Turkey’s October invasion of Syria forced the United States to withdraw from territory it de-facto controlled along the border and prompted the Syrian Democratic Forces (SDF) to reach a narrow, security-focused arrangement with the Syrian regime to return to a series of towns and territory in the northeast. The Turkish armed forces have separately reached an agreement with the United States and Russia for a safe-zone, spanning the territory between Tel Abyad and Ras al Ayn and extending down to the M4 highway. This Turkish zone fall far short of Ankara’s original plan to take control over the entirety of the northeast, but prompted the Syrian Kurds to invite the regime and the Russian Federation back to territory Damascus had abandoned in 2012.
At the edges of the Turkish zone, Ankara’s proxies have clashed directly with the Syrian Arab Army and the SDF. Ankara’s relative hands-off approach to these skirmishes suggests that Turkey is content with allowing its Arab proxies to clash with the regime in Ain Issa and Tel Tamr, but is not politically prepared to fight for control over these two towns. The clashes, however, have helped to solidify the narrow, security specific entente between the SDF and the Syrian regime.
The Syrian regime has, for now, the luxury of choosing its battles. With Russia’s open-ended support, the regime can focus the brunt of its military power on Idlib. The “Turkey issue” is, for now, Russia’s to manage and to contain. After Idlib is retaken, the regime can work through Moscow to push for an outcome that is not detrimental Bashar’s interests, and includes a demand for foreign forces to leave the country. At this point in the conflict, the regime and its allies are certain to increase pressure on the SDF, so as to ensure that any effort to create parallel political and military structures is prevented.
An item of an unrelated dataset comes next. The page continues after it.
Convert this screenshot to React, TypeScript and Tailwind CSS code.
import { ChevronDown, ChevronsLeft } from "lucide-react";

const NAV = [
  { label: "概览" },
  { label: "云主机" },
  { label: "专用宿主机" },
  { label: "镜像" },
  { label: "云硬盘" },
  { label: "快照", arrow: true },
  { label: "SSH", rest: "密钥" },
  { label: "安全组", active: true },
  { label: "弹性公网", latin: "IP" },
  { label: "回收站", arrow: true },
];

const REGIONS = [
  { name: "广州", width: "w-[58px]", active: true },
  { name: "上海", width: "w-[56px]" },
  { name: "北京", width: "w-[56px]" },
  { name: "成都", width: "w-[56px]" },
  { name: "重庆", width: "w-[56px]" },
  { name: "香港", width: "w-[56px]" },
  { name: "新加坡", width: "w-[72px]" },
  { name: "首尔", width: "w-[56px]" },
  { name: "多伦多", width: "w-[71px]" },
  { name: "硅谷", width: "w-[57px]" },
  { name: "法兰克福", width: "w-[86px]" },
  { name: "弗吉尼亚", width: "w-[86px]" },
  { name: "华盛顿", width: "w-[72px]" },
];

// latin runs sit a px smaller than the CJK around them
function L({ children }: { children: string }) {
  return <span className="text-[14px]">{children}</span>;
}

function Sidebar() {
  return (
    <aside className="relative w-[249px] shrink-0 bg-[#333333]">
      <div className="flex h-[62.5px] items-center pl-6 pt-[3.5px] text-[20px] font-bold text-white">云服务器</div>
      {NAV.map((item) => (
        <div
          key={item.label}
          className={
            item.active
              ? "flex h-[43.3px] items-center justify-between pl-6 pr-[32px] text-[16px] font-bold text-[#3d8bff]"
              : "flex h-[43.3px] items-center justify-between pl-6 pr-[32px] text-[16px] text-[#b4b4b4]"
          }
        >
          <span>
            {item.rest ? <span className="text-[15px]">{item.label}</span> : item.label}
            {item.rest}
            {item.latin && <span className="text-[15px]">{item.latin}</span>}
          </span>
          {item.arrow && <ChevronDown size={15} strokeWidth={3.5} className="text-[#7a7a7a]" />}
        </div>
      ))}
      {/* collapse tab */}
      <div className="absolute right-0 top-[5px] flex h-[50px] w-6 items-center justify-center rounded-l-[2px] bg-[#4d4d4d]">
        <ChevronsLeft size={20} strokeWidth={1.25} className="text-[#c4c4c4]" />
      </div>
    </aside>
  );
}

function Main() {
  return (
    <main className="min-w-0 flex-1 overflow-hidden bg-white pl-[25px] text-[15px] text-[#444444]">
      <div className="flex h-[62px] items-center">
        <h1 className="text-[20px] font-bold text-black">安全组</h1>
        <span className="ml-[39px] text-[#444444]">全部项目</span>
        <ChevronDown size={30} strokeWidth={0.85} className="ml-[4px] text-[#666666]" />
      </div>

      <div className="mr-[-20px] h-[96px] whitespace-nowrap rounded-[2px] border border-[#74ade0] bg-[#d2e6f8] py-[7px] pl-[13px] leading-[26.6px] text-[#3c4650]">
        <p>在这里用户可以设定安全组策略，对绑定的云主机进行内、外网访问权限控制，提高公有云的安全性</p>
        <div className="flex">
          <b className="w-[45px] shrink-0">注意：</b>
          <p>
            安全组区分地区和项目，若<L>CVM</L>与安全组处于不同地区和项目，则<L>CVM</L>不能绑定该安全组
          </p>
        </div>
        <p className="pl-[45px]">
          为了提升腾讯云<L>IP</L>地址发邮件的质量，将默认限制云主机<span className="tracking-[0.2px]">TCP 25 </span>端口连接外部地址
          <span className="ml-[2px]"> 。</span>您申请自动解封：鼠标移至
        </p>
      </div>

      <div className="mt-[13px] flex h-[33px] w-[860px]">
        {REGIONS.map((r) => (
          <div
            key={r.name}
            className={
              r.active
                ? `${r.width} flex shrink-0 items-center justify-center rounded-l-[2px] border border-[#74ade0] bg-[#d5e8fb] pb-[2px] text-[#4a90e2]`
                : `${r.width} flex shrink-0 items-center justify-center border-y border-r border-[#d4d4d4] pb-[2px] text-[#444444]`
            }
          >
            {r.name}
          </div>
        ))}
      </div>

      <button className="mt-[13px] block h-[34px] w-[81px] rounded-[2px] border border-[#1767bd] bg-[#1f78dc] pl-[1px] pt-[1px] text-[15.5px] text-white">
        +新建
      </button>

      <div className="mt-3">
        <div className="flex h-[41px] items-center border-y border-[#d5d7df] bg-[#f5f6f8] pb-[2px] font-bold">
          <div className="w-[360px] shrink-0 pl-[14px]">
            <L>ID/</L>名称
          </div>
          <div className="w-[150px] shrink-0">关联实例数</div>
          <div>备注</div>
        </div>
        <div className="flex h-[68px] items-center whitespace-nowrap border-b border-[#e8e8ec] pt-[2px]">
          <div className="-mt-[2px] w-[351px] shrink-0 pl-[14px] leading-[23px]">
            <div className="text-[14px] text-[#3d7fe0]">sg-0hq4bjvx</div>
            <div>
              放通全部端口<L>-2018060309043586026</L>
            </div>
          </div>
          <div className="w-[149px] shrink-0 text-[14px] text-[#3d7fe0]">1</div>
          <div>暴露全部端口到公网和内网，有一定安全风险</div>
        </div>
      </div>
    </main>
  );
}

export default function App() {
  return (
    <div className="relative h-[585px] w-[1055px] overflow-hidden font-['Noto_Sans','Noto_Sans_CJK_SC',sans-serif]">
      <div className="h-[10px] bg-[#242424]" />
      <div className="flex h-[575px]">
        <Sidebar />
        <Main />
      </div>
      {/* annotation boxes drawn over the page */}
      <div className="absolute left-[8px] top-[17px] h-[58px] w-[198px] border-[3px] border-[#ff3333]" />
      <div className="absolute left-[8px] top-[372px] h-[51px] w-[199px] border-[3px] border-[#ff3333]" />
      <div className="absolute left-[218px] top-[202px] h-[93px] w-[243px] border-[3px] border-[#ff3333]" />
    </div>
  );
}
The American presence, now south of the M4 highway and in the isolated Al Tanf base in southeastern Syria, is unlikely to prevent this outcome. The United States has managed to slow and complicate a SDF-regime agreement over the future of the northeast, but the American presence is temporary and will eventually end. Projecting forward, the SDF will eventually have to grapple with a post-American Syria, and how a broken state, under Bashar’s control (with Moscow’s security guarantee) will use the threat of military force to coerce Kurdish acquiescence to regime rule. The United States could play a more constructive role, but to do so it would need to reach agreement with Russia about the future of Syria and the role of the Syrian Kurds within it. This approach would require iterative and open dialogue between the United States and Russia and would require Moscow be willing to make concessions to Washington, and vice versa.